Rhyme season, furniture on spec, the posture of a maven, pounce

 

 


 

At the end of the cold leash I drag to the park each day are paw prints for the neighbors to assign a personality. I carry language in my satchel, and invest in lists, examples, foreplay of a kind. There is no such thing as weather. On the off-chance that it rains, I will remember the indelible mark upon a winter pond where we would skate to music in our heads. The lamp of God was healing to a water deeper than some misplaced months. I tremble to recall the concept dance as it was given. People laughed or posited their half formed thinking as a way to link arms. Jackets left in mothballs held a theory of invasion and retorted war tales. No narration but with friends. Temptation lifted like a virus, and the more exorbitant the cost of change, the lowest sum of squares determined where I was to go.

Fragile aftermath of lambast, winter on a whim, informal secrecy

 


 

Dare mention your insouciance, and I will capture your dance partner for eternity. The rest in us defrays the cost of willows keeping sun in place. I recognize your distance as a precipice divine. How smooth transitions learn to seem in retrospect. The limn upon a surface shifts the eye. A window ministers to both sides during infancy of doubling panes. The metric we have sought endures effects upon uncharted blossoms. Any day now, forestry will be denied its place mid-city, where the rails defy a rest point and divide the act of conquering. I live to dry my eyes. Come to my honesty with pour-over caffeine, and I will breathe you stories you can kismet. Now the time has simmered its brocade according to the being stopped in place. Kindred thought conveys a shortage of new tremors. Confiscated blimps reduce their circumstance and falter in attention.
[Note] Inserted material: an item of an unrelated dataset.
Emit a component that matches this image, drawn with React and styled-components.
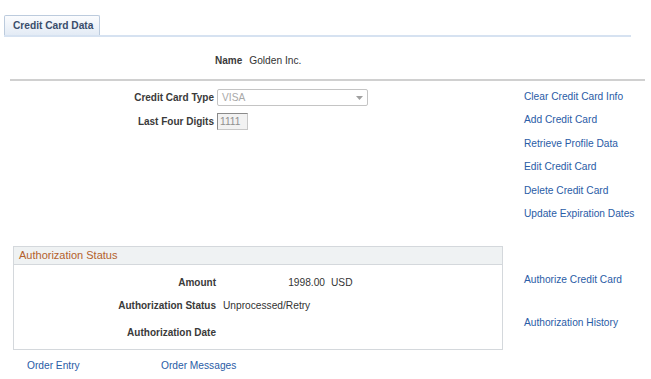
import React from "react";
import styled, { createGlobalStyle } from "styled-components";

const GlobalStyle = createGlobalStyle`
  body {
    margin: 0;
    background: #fff;
    font-family: "Liberation Sans", Arial, sans-serif;
    font-size: 10.2px;
    color: #333;
  }
`;

const topLinks = [
  "Clear Credit Card Info",
  "Add Credit Card",
  "Retrieve Profile Data",
  "Edit Credit Card",
  "Delete Credit Card",
  "Update Expiration Dates",
];

function App() {
  return (
    <StPage>
      <GlobalStyle />
      <StTabStrip>
        <StTab>Credit Card Data</StTab>
      </StTabStrip>

      <StNameRow>
        <StLabel>Name</StLabel>
        <span>Golden Inc.</span>
      </StNameRow>
      <StDivider />

      <StSection>
        <StFormGrid>
          <StLabel>Credit Card Type</StLabel>
          <StSelect>
            VISA
            <svg width="7" height="4" viewBox="0 0 7 4">
              <path d="M0 0h7L3.5 4z" fill="#a0a0a0" />
            </svg>
          </StSelect>
          <StLabel>Last Four Digits</StLabel>
          <StDigits>1111</StDigits>
        </StFormGrid>
        <StLinkList $top={4} $gap={0}>
          {topLinks.map((l) => (
            <StLink key={l} $h={23.4}>
              {l}
            </StLink>
          ))}
        </StLinkList>
      </StSection>

      <StSection $mt={21}>
        <StBox>
          <StBoxHeader>Authorization Status</StBoxHeader>
          <StBoxBody>
            <StRow $h={23}>
              <StLabel>Amount</StLabel>
              <StValue>
                <StAmount>1998.00</StAmount>
                USD
              </StValue>
            </StRow>
            <StRow $h={23}>
              <StLabel>Authorization Status</StLabel>
              <StValue>Unprocessed/Retry</StValue>
            </StRow>
            <StRow $h={31}>
              <StLabel>Authorization Date</StLabel>
              <StValue />
            </StRow>
          </StBoxBody>
        </StBox>
        <StLinkList $top={24} $gap={22.7}>
          <StLink $h={20}>Authorize Credit Card</StLink>
          <StLink $h={20}>Authorization History</StLink>
        </StLinkList>
      </StSection>

      <StFooter>
        <StFooterLink>Order Entry</StFooterLink>
        <StFooterLink>Order Messages</StFooterLink>
      </StFooter>
    </StPage>
  );
}

export default App;

const StPage = styled.div`
  width: 651px;
  height: 379px;
  padding-top: 15px;
  box-sizing: border-box;
  overflow: hidden;
`;

const StTabStrip = styled.div`
  display: flex;
  align-items: flex-end;
  margin-left: 4px;
  width: 627px;
  border-bottom: 2px solid #d6e2f1;
`;

const StTab = styled.div`
  width: 96px;
  height: 20px;
  box-sizing: border-box;
  border: 1px solid #bccbdd;
  border-bottom: none;
  border-radius: 2px 2px 0 0;
  background: linear-gradient(#fbfcfe, #e3ebf5);
  padding-left: 8px;
  line-height: 20px;
  font-weight: 700;
  color: #3a4d6b;
`;

const StNameRow = styled.div`
  display: flex;
  gap: 7px;
  margin-top: 17px;
  padding-left: 215px;
  line-height: 14px;
`;

const StLabel = styled.label`
  font-weight: 700;
  font-size: 10px;
  color: #3a3a3a;
  text-align: right;
  white-space: nowrap;
`;

const StDivider = styled.div`
  margin: 11px 6px 0 10px;
  border-top: 2px solid #d0d0d0;
`;

const StSection = styled.div`
  display: grid;
  grid-template-columns: 524px 1fr;
  margin-top: ${(p) => p.$mt || 0}px;
`;

const StFormGrid = styled.div`
  display: grid;
  grid-template-columns: 214px auto;
  column-gap: 3px;
  row-gap: 7px;
  align-items: center;
  align-content: start;
  justify-items: start;
  padding-top: 8px;

  & > label {
    justify-self: end;
  }
`;

const StSelect = styled.div`
  width: 151px;
  height: 17px;
  box-sizing: border-box;
  display: flex;
  align-items: center;
  justify-content: space-between;
  padding: 0 4px 0 4px;
  border: 1px solid #c4c4c4;
  border-radius: 2px;
  color: #a8a8a8;
`;

const StDigits = styled.div`
  width: 31px;
  height: 17px;
  box-sizing: border-box;
  padding-left: 2px;
  line-height: 15px;
  border: 1px solid #c8c8c8;
  border-top-color: #8a8a8a;
  border-left-color: #8a8a8a;
  background: #f2f2f2;
  color: #909090;
`;

const StLinkList = styled.div`
  display: flex;
  flex-direction: column;
  gap: ${(p) => p.$gap}px;
  padding-top: ${(p) => p.$top}px;
`;

const StLink = styled.a`
  height: ${(p) => p.$h}px;
  line-height: ${(p) => p.$h}px;
  color: #2a5ca6;
  white-space: nowrap;
  cursor: pointer;
`;

const StBox = styled.div`
  margin-left: 13px;
  width: 490px;
  height: 104px;
  box-sizing: border-box;
  border: 1px solid #d4d8dc;
`;

const StBoxHeader = styled.div`
  height: 17px;
  line-height: 17px;
  padding-left: 5px;
  background: #eff2f3;
  border-bottom: 1px solid #d4d8dc;
  color: #b4612c;
  font-size: 11px;
`;

const StBoxBody = styled.div`
  padding-top: 6px;
`;

const StRow = styled.div`
  display: grid;
  grid-template-columns: 202px 1fr;
  column-gap: 7px;
  height: ${(p) => p.$h}px;
  align-items: center;

  & > label {
    justify-self: end;
  }
`;

const StValue = styled.span`
  display: flex;
  gap: 6px;
  color: #333;
`;

const StAmount = styled.span`
  width: 102px;
  text-align: right;
`;

const StFooter = styled.div`
  display: flex;
  margin-top: 9px;
  padding-left: 27px;
  line-height: 14px;
`;

const StFooterLink = styled.a`
  width: 134px;
  color: #2a5ca6;
  cursor: pointer;
`;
Rue the dampness in a day, shoulder burden, ricochet true north alone

 


 

Compression in the spine shifts definition to a spindle. Seasonal restraint means leaves the color temperate will clothe the floor where brick would be and taint rough surfaces with fire light. Sample cases filled with actuality exhale for us. Testimonial endorphins limp toward happiness reported by a stranger. Amber levies taxes on the body left in stasis. Any day now, any weary month, all branches down and coated with relaxing places. Once I lived where traffic was my sole playpen. In light woods the sound of leaves at night. The sound of trespass after sin, the sound of half forgiveness where crumbs lay. Over time, the moisture sadness brings, the lack of shelving to position it where mind sight cannot be. Merely testament that lives in skin. Unreasoned occupation of discarded evidence. Shaped to fit the sensory impression of a chapter past its keep.

Terrain and yes to bother any act of moving, question of the will, then placement

 

 

Sheila E. Murphy

Sheila E. Murphy is the recipient of the Gertrude Stein Award for her book Letters to Unfinished J. (Green Integer Press, 2003). Her most recent book is Golden Milk (Luna Bisonte Prods, 2020). Reporting Live from You Know Where won the Hay(na)Ku Poetry Book Prize Competition (Meritage Press (U.S.A.) and xPress(ed) (Finland), 2018). Also in 2018, Broken Sleep Books brought out the book As If To Tempt the Diatonic Marvel from the Ivory. The chapbook Separation Theory (Writers Forum, 2004) was just reprinted (Trainwreck Press, 2022).